The U.S. had asked for the ceasefire to include a cessation of Russian attacks on al-Nusra, at least initially. Easy to caricature—and for Iranian and Russian propagandists to cast as sinister and indicative—as “America calling for protecting al-Qaeda,” it was in fact an attempt to protect the moderate and U.S.-supported Syrian opposition. Al-Nusra has embedded itself into elements of the rebellion and Russia is not wrong—in some areas—that the rebels and al-Nusra are militarily indistinguishable, even if this is a tactical arrangement and not an ideological one. But Russia’s aim is not empiricism in service of defeating extremists; it’s saving Assad by giving itself political legitimacy to treat all armed opponents of the regime like al-Qaeda. Russia already claims that everything it hits is either al-Qaeda or ISIS. It is for this reason—Moscow’s terminal mendacity—that there is any truth in the claim that America was asking for a halt to attacks on al-Qaeda. In order to protect U.S. assets and prevent Russia from making the conflict a binary one between Assad and the terrorists, attacks on al-Nusra had to be stopped, too. As ever, the U.S. caved. The ceasefire allows continued attacks on al-Nusra.
Foreshadowing how the al-Nusra exception to the ceasefire will work in practice, State Department spokesman Mark Toner said:
We, the ISSG [International Syria Support Group], have been very clear in saying that al-Nusra and Daesh [ISIS] are not part of any kind of ceasefire or any kind of negotiated cessation of hostilities. So if you hang out with the wrong folks, then you make that decision. … You choose [on] your own who you hang out with, and that sends a signal.
In other words, the U.S. gave permission, in advance, for Russia to bomb any armed opposition group it likes and provided Moscow with the ready-made excuse that the group was collaborating with al-Qaeda, so has only itself to blame. Thus, in the last two days the U.S. has sent the message that any rebel not actively fighting al-Nusra and any rebel who resists a peace process that is working against the rebels can expect to be bombed by Russia—and the U.S. has no objection to this.

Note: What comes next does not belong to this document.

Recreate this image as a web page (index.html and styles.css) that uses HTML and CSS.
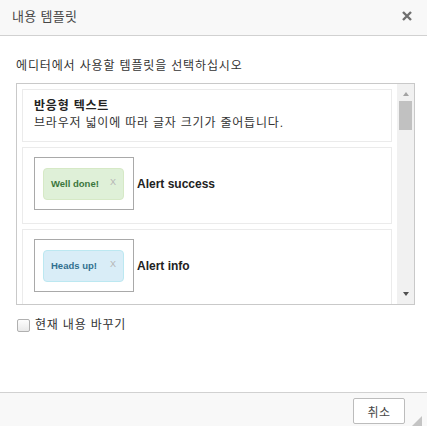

While the pro-regime side has this massive loophole to continue its war as planned, the rebellion—assuming the U.S. orders rebel units it supports to abide by the ceasefire and once again restricts rebel access to weapons—will be debilitated from protecting itself during the period when it is pretended there’s a ceasefire, and will be politically and militarily weaker afterwards. If Syrians come to see U.S. policy as collusion with Russia to put down the rebellion, they can be forgiven.